At the supermarket a few weeks ago I had the pleasure of having a darling older gentleman with white hair and heavy-looking glasses as the bagger in my checkout lane.  I was in a super rush through the market, preparing to host a ladies night for the gals on our floor in the building.

I was picking up lots of last-minute snacks – brie, bread, crackers, veggies and mmmm, Dalmatia fig spread.  I can’t get enough of this stuff.  It’s basically delicious with everything.  Anyway.

The gentleman bagger was sorting items to place in the bags and he picked up the fig spread.  I was swiping my loyalty card and making small talk with the cashier.

“How do you like this?”  he asked me.

“Oh, the fig spread?  I love it,”  I said.  He was just really friendly looking and I was touched by his interest in my groceries.

“You know, my mother, when she was a little girl, she lived in a house with a fig tree in the backyard.  And she just loved eating those figs off the tree.  She just loved it.”

I wondered where this conversation was going…or even if it was a conversation.
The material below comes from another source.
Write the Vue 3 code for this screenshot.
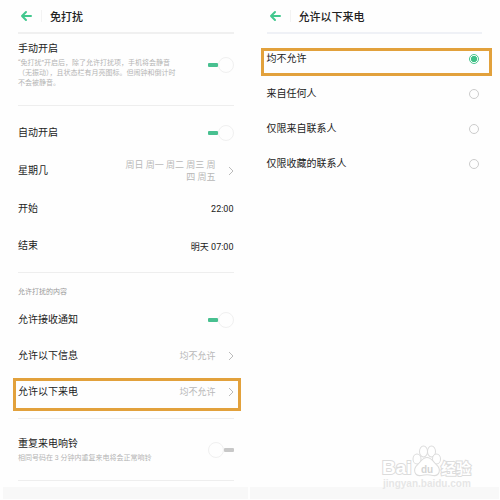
<template>
  <main class="screens">
    <section class="panel">
      <header class="header">
        <button class="back" type="button" aria-label="返回">
          <svg viewBox="0 0 12 12"><path d="M11 6H2M6 2L2 6l4 4" /></svg>
        </button>
        <h1 class="title">免打扰</h1>
      </header>

      <div class="group group-manual">
        <div class="row-text">
          <label class="name" for="manual">手动开启</label>
          <p class="hint">“免打扰”开启后，除了允许打扰项，手机将会静音<br>（无振动），且状态栏有月亮图标。但闹钟和倒计时<br>不会被静音。</p>
        </div>
        <input id="manual" v-model="manual" class="switch" type="checkbox">
      </div>

      <div class="group group-auto">
        <div class="row">
          <label class="name" for="auto">自动开启</label>
          <input id="auto" v-model="auto" class="switch" type="checkbox">
        </div>
        <button class="row" type="button">
          <span class="name">星期几</span>
          <span class="value">周日 周一 周二 周三 周<br>四 周五</span>
          <svg class="chevron" viewBox="0 0 6 10"><path d="M1 1l4 4-4 4" /></svg>
        </button>
        <button v-for="item in times" :key="item.name" class="row" type="button">
          <span class="name">{{ item.name }}</span>
          <span class="time">{{ item.value }}</span>
        </button>
      </div>

      <div class="group group-allow">
        <h2 class="caption">允许打扰的内容</h2>
        <div class="row">
          <label class="name" for="notify">允许接收通知</label>
          <input id="notify" v-model="notify" class="switch" type="checkbox">
        </div>
        <button
          v-for="item in allowed"
          :key="item.name"
          class="row"
          :class="{ marked: item.marked }"
          type="button"
        >
          <span class="name">{{ item.name }}</span>
          <span class="value">均不允许</span>
          <svg class="chevron" viewBox="0 0 6 10"><path d="M1 1l4 4-4 4" /></svg>
        </button>
      </div>

      <div class="group group-repeat">
        <div class="row-text">
          <label class="name" for="repeat">重复来电响铃</label>
          <p class="hint">相同号码在 3 分钟内重复来电将会正常响铃</p>
        </div>
        <input id="repeat" v-model="repeat" class="switch" type="checkbox">
      </div>

      <div class="navbar"></div>
    </section>

    <section class="panel panel-calls">
      <header class="header">
        <button class="back" type="button" aria-label="返回">
          <svg viewBox="0 0 12 12"><path d="M11 6H2M6 2L2 6l4 4" /></svg>
        </button>
        <h1 class="title">允许以下来电</h1>
      </header>

      <div class="options">
        <label
          v-for="option in options"
          :key="option"
          class="option"
          :class="{ marked: option === '均不允许' }"
        >
          <span class="name">{{ option }}</span>
          <input v-model="selected" class="radio" type="radio" name="calls" :value="option">
        </label>
      </div>

      <div class="navbar"></div>

      <svg class="watermark" viewBox="0 0 94 46">
        <g class="outline">
          <text class="logo" x="2" y="29">Bai</text>
          <text class="cn" x="61" y="29">经验</text>
          <ellipse cx="37" cy="14" rx="3.5" ry="4.5" />
          <ellipse cx="43.5" cy="6.5" rx="3.5" ry="5" />
          <ellipse cx="51.5" cy="6.5" rx="3.5" ry="5" />
          <ellipse cx="56.5" cy="14" rx="3.5" ry="4.5" />
          <path d="M47 13c-4 0-6 4-9 7-5 4-3 11 3 10 4-1 8-1 12 0 6 1 8-6 3-10-3-3-5-7-9-7z" />
        </g>
        <text class="du" x="41" y="28">du</text>
        <text class="url" x="3" y="42">jingyan.baidu.com</text>
      </svg>
    </section>
  </main>
</template>

<script setup>
import { ref } from 'vue';

const manual = ref(true);
const auto = ref(true);
const notify = ref(true);
const repeat = ref(false);

const times = [
  { name: '开始', value: '22:00' },
  { name: '结束', value: '明天 07:00' },
];

const allowed = [
  { name: '允许以下信息', marked: false },
  { name: '允许以下来电', marked: true },
];

const options = ['均不允许', '来自任何人', '仅限来自联系人', '仅限收藏的联系人'];
const selected = ref('均不允许');
</script>

<style>
body {
  background: #fefefe;
}
</style>

<style scoped>
.screens {
  display: flex;
  font-family: Roboto, "Noto Sans CJK SC", sans-serif;
  font-size: 10px;
  color: #222;
}

.panel {
  position: relative;
  flex: 1;
  display: flex;
  flex-direction: column;
  padding: 0 16px 2px 18px;
}

.panel-calls {
  padding: 0 18px 2px 17px;
}

button {
  font: inherit;
  color: inherit;
  text-align: left;
  background: none;
  border: none;
  padding: 0;
  cursor: pointer;
}

/* ===== HEADER ===== */
.header {
  display: flex;
  align-items: center;
  height: 32px;
  border-bottom: 2px solid #f0f0f0;
}

.panel-calls .header {
  border-color: #eff1f6;
}

.back {
  display: flex;
  padding: 0 9px 0 2px;
  border-right: 1px solid #f3f3f3;
}

.back svg {
  width: 12px;
  height: 12px;
  fill: none;
  stroke: #42c88e;
  stroke-width: 2;
  stroke-linecap: round;
  stroke-linejoin: round;
}

.title {
  margin: 0 0 0 8px;
  font-size: 11px;
  font-weight: 500;
}

/* ===== ROWS ===== */
.group {
  border-bottom: 1px solid #eee;
}

.group-manual,
.group-repeat {
  display: flex;
  align-items: center;
  justify-content: space-between;
}

.group-manual {
  padding: 8px 0 17px;
}

.group-auto {
  padding: 8px 0;
}

.group-auto .row {
  height: 38px;
}

.group-auto .row:last-child {
  height: 36px;
}

.group-allow {
  padding: 14px 0 8px;
}

.group-repeat {
  height: 60px;
  padding-top: 1px;
}

.row {
  position: relative;
  display: flex;
  align-items: center;
  width: 100%;
  height: 36px;
}

.name {
  flex: 1;
  line-height: 14px;
}

.row-text {
  display: flex;
  flex-direction: column;
  gap: 2px;
}

.hint {
  margin: 0;
  font-size: 7px;
  line-height: 10px;
  color: #b4b4b4;
  white-space: nowrap;
}

.caption {
  margin: 0 0 5px;
  font-size: 7px;
  font-weight: 400;
  line-height: 10px;
  color: #999;
}

.value {
  font-size: 9px;
  line-height: 12px;
  color: #b8b8b8;
  text-align: right;
}

.time {
  font-size: 9px;
}

.chevron {
  width: 6px;
  height: 10px;
  margin-left: 12px;
  fill: none;
  stroke: #bbb;
  stroke-width: 1;
}

/* ===== SWITCH ===== */
.switch {
  appearance: none;
  display: flex;
  align-items: center;
  flex-direction: row-reverse;
  width: 26px;
  height: 16px;
  margin: 0;
}

.switch::before {
  content: '';
  width: 10px;
  height: 4px;
  border-radius: 1px;
  background: #c8c8c8;
}

.switch::after {
  content: '';
  box-sizing: border-box;
  width: 16px;
  height: 16px;
  border: 1px solid #f0f0f0;
  border-radius: 50%;
}

.switch:checked {
  flex-direction: row;
}

.switch:checked::before {
  background: #48c090;
}

/* ===== OPTIONS ===== */
.options {
  padding-top: 7px;
}

.option {
  position: relative;
  display: flex;
  align-items: center;
  height: 35px;
  padding-right: 3px;
}

.radio {
  appearance: none;
  box-sizing: border-box;
  width: 10px;
  height: 10px;
  margin: 0;
  border: 1px solid #ccc;
  border-radius: 50%;
}

.radio:checked {
  border-color: #48c48e;
  background: radial-gradient(circle, #3fc187 50%, #fff 60%);
}

/* ===== HIGHLIGHT FRAME ===== */
.marked::after {
  content: '';
  position: absolute;
  border: 3px solid #e2a13c;
  pointer-events: none;
}

.row.marked::after {
  inset: 4px -7px -1px -5px;
}

.option.marked::after {
  inset: 7px -10px 0 -6px;
}

/* ===== BOTTOM ===== */
.navbar {
  height: 12px;
  margin: 6px -14px 0 -15px;
  background: #f8f8f8;
}

.panel-calls .navbar {
  margin: auto -17px 0;
}

.watermark {
  position: absolute;
  right: 26px;
  bottom: 10px;
  width: 94px;
  height: 46px;
  font-family: "Liberation Sans", "Noto Sans CJK SC", sans-serif;
  font-weight: 700;
}

.outline {
  fill: #fff;
  stroke: #dcdcdc;
  stroke-width: 2;
  paint-order: stroke;
}

.logo {
  font-size: 19px;
}

.du {
  font-size: 10px;
  fill: #d4d4d4;
}

.cn {
  font-size: 15px;
}

.url {
  font-size: 10px;
  fill: #e6e6e6;
}
</style>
“I wonder if she’d like this,” he said, looking at the spread.  ”You know, my mother is in her late nineties.  I may bring her some of this when I see her next.”  He looked sweet while imagining how happy his mother may be if he were to visit her with some fig spread.

I said she would probably love it.  It wouldn’t compare to a fresh fig off a tree in a backyard, but it may just make her day.  I thanked him for bagging and quickly rushed out to my car and drove home to play hostess.

Looking back on this small slice of a day in my life and his, I wish I had taken a moment to breathe and forget about the time ticking away and the ladies coming over for after-dinner wine and nosh.  I wish I’d gone back and bought that man some fig spread for his mother.

But maybe just listening was good enough.